I am glad to see the law being applied in a conservative and rational manner, and I am glad to see the content owners' unprincipled attempts to rewrite the law being rejected.

-R.B.

Commentary & discussion:

p2pnet.net

Keywords: digital copyright law online internet law legal download upload peer to peer p2p file sharing filesharing music movies indie independent label freeculture creative commons pop/rock artists riaa independent mp3 cd favorite songs intellectual property

4 comments:

Alter_Fritz said...

let me allow a comment too please:

While I don't want to comment about Thomas' case. I want to note an observation regarding the decision of the US Court of Appeals for the Second Circuit.

While I was reading those judges well written introduction into the case that made it possible for me to understand what the whole case was all about even without having heard anything about the prior proceedings so far, I first thought: "that is a clear shot, it is Sony but only in a "the involved technology representing the current state of evolution" like way".

So I wondered for what they needed so many pages ;-)

But it was really fascinating to read their argument about all the tiny steps that are involved because the technology has shifted from clumsy big mechanical stuff to some tiny electronic circuits and not much physical work involved pushes of buttons to do what was 20 years ago real physical work to create a personal copy for timeshifting purposes.
Really fascinating how those -I assume non specific technological geeky- highcourt judges dissected every little step involved regarding its likely legal implication.

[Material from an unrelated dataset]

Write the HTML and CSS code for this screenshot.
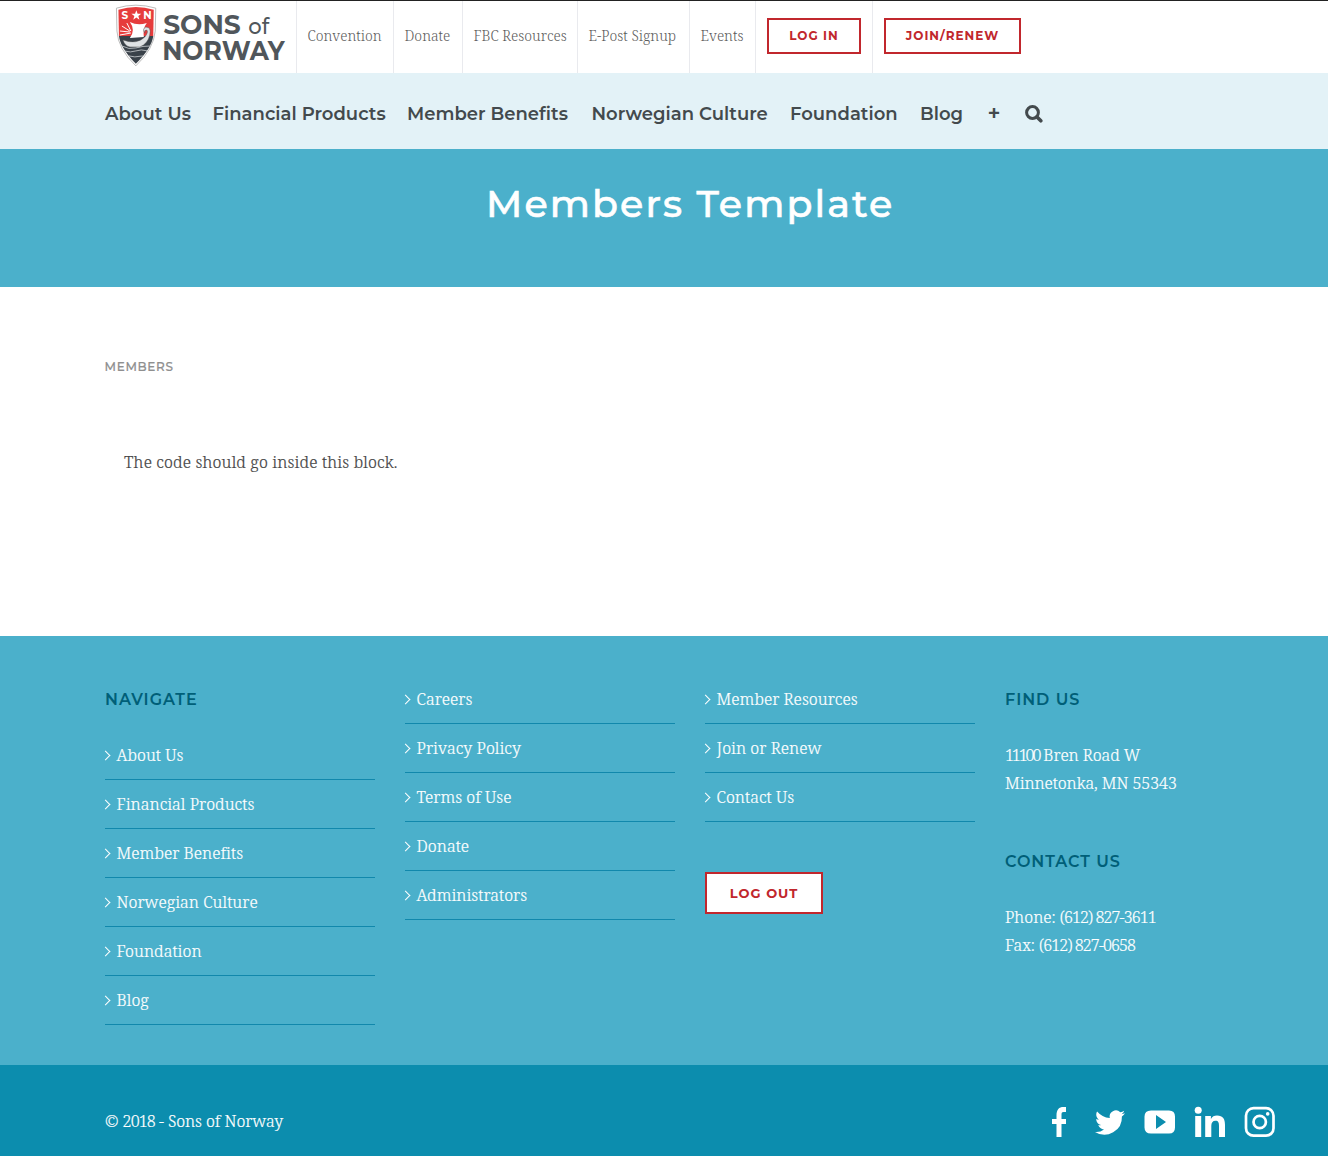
FILE: index.html
```html
<!DOCTYPE html>
<html lang="en">
<head>
<meta charset="utf-8">
<title>Members Template - Sons of Norway</title>
<link rel="stylesheet" href="styles.css">
</head>
<body>
<header>
  <nav class="topbar">
    <a class="logo" href="#">
      <svg width="192" height="72" viewBox="0 0 192 72" role="img" aria-label="Sons of Norway">
        <path d="M11.500 7Q31 1 51 7L50.500 30Q49 48 31 65Q13 48 12 30Z" fill="#fff" stroke="#aaa" stroke-width=".8"/>
        <path d="M13.500 8.500Q31 3 49 8.500L48.500 35H14Z" fill="#e63c3c"/>
        <path d="M14 35H48.500Q47 47 31 63Q15.500 47 14 35Z" fill="#394149"/>
        <path d="M15 34L26 32M15 30L25 31M17 25L25 30M22 22L26 30" stroke="#fff" stroke-width="1"/>
        <path d="M25 21Q33 25 42 22Q38 27 39 36L25 37Q31 29 25 21Z" fill="#fff"/>
        <path d="M18 39Q32 44 40 36Q44 31 42 29Q39 29 40 32Q37 28 41 26Q47 26 45 34Q43 43 35 46H25Q20 45 18 39Z" fill="#dfe2e4" stroke="#555" stroke-width=".5"/>
        <path d="M17 45Q24 49 31 47T46 45M19 50Q26 52 31 50T43 50M24 55Q29 57 38 55" fill="none" stroke="#ccd0d3" stroke-width=".8"/>
        <path d="M31.500 9L32.800 12.700H36.500L33.500 15L34.600 18.700L31.500 16.500L28.400 18.700L29.500 15L26.500 12.700H30.200Z" fill="#fff"/>
        <text class="shield-letter" x="16.500" y="17.500">S</text>
        <text class="shield-letter" x="38.500" y="17.500">N</text>
        <text class="logo-bold" x="58.500" y="32.500" textLength="78" lengthAdjust="spacingAndGlyphs">SONS</text>
        <text class="logo-light" x="144" y="32.500" textLength="21" lengthAdjust="spacingAndGlyphs">of</text>
        <text class="logo-bold" x="57.500" y="59" textLength="123" lengthAdjust="spacingAndGlyphs">NORWAY</text>
      </svg>
    </a>
    <a href="#">Convention</a>
    <a href="#">Donate</a>
    <a href="#">FBC Resources</a>
    <a href="#">E-Post Signup</a>
    <a href="#">Events</a>
    <a href="#"><span class="button">LOG IN</span></a>
    <a href="#"><span class="button button-join">JOIN/RENEW</span></a>
  </nav>
  <nav class="mainnav">
    <a href="#">About Us</a>
    <a href="#">Financial Products</a>
    <a href="#">Member Benefits</a>
    <a href="#">Norwegian Culture</a>
    <a href="#">Foundation</a>
    <a href="#">Blog</a>
    <a href="#" class="plus">+</a>
    <a href="#" aria-label="Search"><svg width="18" height="18" viewBox="0 0 18 18" fill="none" stroke="#434a4d"><circle cx="7.500" cy="7.500" r="5.900" stroke-width="3"/><path d="M12 12l3.800 3.800" stroke-width="3.600" stroke-linecap="round"/></svg></a>
  </nav>
</header>
<section class="hero"><h1>Members Template</h1></section>
<main>
  <p class="crumb">MEMBERS</p>
  <p class="copy">The code should go inside this block.</p>
</main>
<footer>
  <div class="widgets">
    <section>
      <h2>NAVIGATE</h2>
      <ul>
        <li><a href="#">About Us</a></li>
        <li><a href="#">Financial Products</a></li>
        <li><a href="#">Member Benefits</a></li>
        <li><a href="#">Norwegian Culture</a></li>
        <li><a href="#">Foundation</a></li>
        <li><a href="#">Blog</a></li>
      </ul>
    </section>
    <section>
      <ul>
        <li><a href="#">Careers</a></li>
        <li><a href="#">Privacy Policy</a></li>
        <li><a href="#">Terms of Use</a></li>
        <li><a href="#">Donate</a></li>
        <li><a href="#">Administrators</a></li>
      </ul>
    </section>
    <section>
      <ul>
        <li><a href="#">Member Resources</a></li>
        <li><a href="#">Join or Renew</a></li>
        <li><a href="#">Contact Us</a></li>
      </ul>
      <a class="button button-logout" href="#">LOG OUT</a>
    </section>
    <section>
      <h2>FIND US</h2>
      <p class="address"><span class="house">11100</span> Bren Road W<br>Minnetonka, MN 55343</p>
      <h2>CONTACT US</h2>
      <p>Phone: <span class="number">(612) 827-3611</span><br>Fax: <span class="number">(612) 827-0658</span></p>
    </section>
  </div>
  <div class="bottom">
    <p>© <span class="number">2018</span> - Sons of Norway</p>
    <div class="social">
      <a href="#" aria-label="Facebook"><svg viewBox="0 0 32 32"><path d="M12.500 31V18H8v-5h4.500V9.500C12.500 3.500 15 1 19.500 1H22v5h-2.500c-1.500 0-2 .8-2 2.500V13H22v5h-4.500v13z"/></svg></a>
      <a href="#" aria-label="Twitter"><svg viewBox="0 0 32 32"><path d="M31 7.200c-1.100.5-2.300.8-3.500 1 1.300-.8 2.200-1.900 2.700-3.400-1.200.7-2.500 1.200-3.900 1.500A6.200 6.200 0 0 0 15.800 12C10.700 11.700 6.200 9.300 3.100 5.500c-1.700 2.900-.7 6.400 1.900 8.200-1 0-1.900-.3-2.800-.8 0 3 2.100 5.500 4.900 6.100-.9.200-1.900.3-2.800.1.800 2.500 3 4.200 5.700 4.300A12.400 12.400 0 0 1 1 25.900 17.500 17.500 0 0 0 27.900 10.400c1.200-.9 2.300-2 3.100-3.200z"/></svg></a>
      <a href="#" aria-label="YouTube"><svg viewBox="0 0 32 32"><path fill-rule="evenodd" d="M7 4.500H25Q31 4.500 31 10.500V21.500Q31 27.500 25 27.500H7Q.500 27.500.500 21.500V10.500Q.500 4.500 7 4.500ZM12 9V23L22 16Z"/></svg></a>
      <a href="#" aria-label="LinkedIn"><svg viewBox="0 0 32 32"><circle cx="4.200" cy="4.200" r="3.500"/><path d="M1.200 10h6v21h-6zM11.200 10h5.700v2.900c1.200-2.200 3.300-3.400 6.100-3.400 6 0 8 3.400 8 9.500v12h-6V20c0-3.300-.6-5.300-3.500-5.300s-4.200 2-4.200 5.300v11h-6.100z"/></svg></a>
      <a href="#" aria-label="Instagram"><svg viewBox="0 0 32 32" fill="none" stroke="#fff" stroke-width="2.700"><rect x="2" y="2.200" width="27.500" height="27.500" rx="7.500"/><circle cx="15.700" cy="16" r="6.200"/><circle cx="23.700" cy="7.900" r="1.800" fill="#fff" stroke="none"/></svg></a>
    </div>
  </div>
</footer>
</body>
</html>
```
FILE: styles.css
```css
* { box-sizing: border-box; }
body {
  margin: 0;
  font: 300 16px/28px "Noto Serif", "DejaVu Serif Condensed", "DejaVu Serif", serif;
  font-stretch: 87.5%;
  color: #444;
  background: #fff;
}
a { color: inherit; text-decoration: none; }
h1, h2, p, ul { margin: 0; padding: 0; }
ul { list-style: none; }
svg { display: block; }
p, li { -webkit-text-stroke: .2px; }

.topbar {
  display: grid;
  grid-template-columns: 192px 97px 69px 115px 112px 66px 117px 149px;
  height: 72px;
  margin-bottom: 1px;
  padding-left: 105px;
  border-top: 1px solid #222;
  font-size: 14px;
  color: #5c5c5c;
}
.topbar a {
  display: flex;
  align-items: center;
  padding: 0 0 2px 10.500px;
  border-right: 1px solid #e9eaee;
  white-space: nowrap;
}
.topbar .logo { padding: 0; }
.topbar a:last-child { border: 0; }
.logo-bold, .logo-light, .shield-letter { font-family: "Montserrat", "Inter", sans-serif; }
.logo-bold { font-size: 27px; font-weight: 700; fill: #50565b; }
.logo-light { font-size: 22px; font-weight: 500; fill: #50565b; }
.shield-letter { font-size: 10.500px; font-weight: 700; fill: #fff; }

.button {
  display: flex;
  align-items: center;
  justify-content: center;
  width: 94px;
  height: 36px;
  border: 2px solid #c1272d;
  background: #fff;
  color: #c1272d;
  font: 700 12px/1 "Montserrat", "Inter", sans-serif;
  letter-spacing: 1px;
}
.topbar .button { margin-left: .5px; }
.button-join { width: 137px; }
.button-logout { width: 118px; height: 42px; margin-top: 50px; font-size: 13px; }

.mainnav {
  display: grid;
  grid-template-columns: 107.500px 194.500px 184.500px 198.500px 130px 67.500px 37.500px 20px;
  align-items: center;
  height: 76px;
  padding: 5px 0 0 105px;
  background: #e3f2f7;
  color: #434a4d;
  font: 600 18px/1 "Montserrat", "Inter", sans-serif;
  letter-spacing: .02px;
  white-space: nowrap;
}
.plus { font-size: 22px; line-height: 18px; }

.hero { height: 138px; padding-top: 32px; background: #4bb0cb; color: #fff; }
.hero h1 {
  font: 500 38px/46px "Montserrat", "Inter", sans-serif;
  letter-spacing: 2.100px;
  -webkit-text-stroke: .6px;
  padding-left: 486px;
  white-space: nowrap;
}
main { height: 349px; padding: 66px 105px 0 104.500px; }
.crumb { font: 500 12px/27px "Montserrat", "Inter", sans-serif; letter-spacing: .7px; color: #8f8f8f; }
.copy { margin: 68px 0 0 19.500px; letter-spacing: .16px; }

.widgets {
  display: grid;
  grid-template-columns: repeat(4, 270px);
  gap: 30px;
  height: 429px;
  padding: 49px 0 0 105px;
  background: #4bb0cb;
  color: #fff;
}
h2 {
  margin-bottom: 27px;
  padding-top: 1px;
  color: #005f78;
  font: 600 16px/28px "Montserrat", "Inter", sans-serif;
  letter-spacing: .95px;
}
li { height: 49px; padding-top: 10px; border-bottom: 1px solid #1188ac; }
li:first-child { height: 39px; padding-top: 0; }
li a { display: flex; align-items: center; letter-spacing: .05px; }
li a::before {
  content: "";
  width: 6px;
  height: 6px;
  margin: 1px 7.500px 0 -3px;
  border: solid #fff;
  border-width: 1.500px 1.500px 0 0;
  transform: rotate(45deg);
}
.address { margin-bottom: 50px; letter-spacing: -.07px; }
.house { letter-spacing: -2.100px; }
.number { letter-spacing: -.9px; }
.bottom {
  display: flex;
  justify-content: space-between;
  height: 91px;
  padding: 42px 52px 0 105px;
  background: #0c8dae;
  color: #fff;
}
.bottom p { letter-spacing: -.05px; }
.social { display: flex; gap: 18px; margin-top: -1px; }
.social svg { width: 32px; height: 32px; }
.social svg:not([fill]) { fill: #fff; }
```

But what I find the most noteworthy thing in their decision is that they spotted and clearly called the original Plaintiffs out for their attempt to "rewrite" the laws that congress enacted.
P35L3 "Thus, according to plaintiffs, when Congress says that to perform a work publicly means to transmit. . . a performance. . .to the public, they really meant “transmit . . . the ‘original performance’ . . . to the public.”
It's good to see that this highcourt judges caught that blatant attempt by the rightsowners to rewrite laws like they see fit.

A behaviour we also seems to see more and more in cases where organised music are the Plaintiffs.

I just hope for the defendants in those cases that are right now ongoing, that the district level judges also will show the same level of oversight as the high court judges have shown here in this case of organised Film versus The technical evolution of the VCRsystem.

Thanks your honors WALKER, SACK, and LIVINGSTON, it was a real pleasure to read such a well reasoned and explained decision. That it was also a decision for the betterment of technological evolution gives it just an extra bit of "good feel".

--
A_F

Macros said...

I'd be interested to know that if the RIAA's scheme for extracting money from innocent people is shown to be invalid, would the people who have paid the few thousands each so far be able to reclaim their money?

Or does the belief that their claim is valid make the RIAA invulnerable to the backlash?

Scott said...

Macros: I've asked that before too. If courts determine that the amount the record labels can recover is far less than they have been extorting from people through the "settlement support center," does that mean that people can sue the RIAA and the labels to recover their overpayment, plus damages for fraud? What legally would forstall this?

I hope it is possible. If it was certified for class action, it would ultimately drive the Big 4 into well-deserved bankruptcy.

Anonymous said...

"There is nothing in that language that the plaintiff must demonstrate a transfer," Verrilli said.

What is this guy smoking??? As a non-lawyer even I understand that a DOCUMENTED transfer must take place in order for a crime to have been committed. I can't even think of a ridiculous enough analogy to compare with this statement! The only thing I can hope and pray for is that these moronic, pathetic, lying lawyers get fined, fired and permanently disbarred for all of the crap they have flooded the Court system with over the past couple of years.

If this Verrilli guy is supposed to be their Big Gun that comes riding in at the last minute to save the RIAA's sorry butt, then I'm actually feeling sorry for them (no, not really).

Man, whatever school gave this guy a law degree is probably regretting after reading about this.

Now that this "free ride" for RIAA has been going on for years and judges/lay people are catching up to their tactics, it's only a matter of time (hopefully not that long) until these buffoons get whats coming to them from the Courts.

After all of your hard work Ray in bringing the shady workings of these imbeciles to light, I have even entertained the thought of changing careers to law.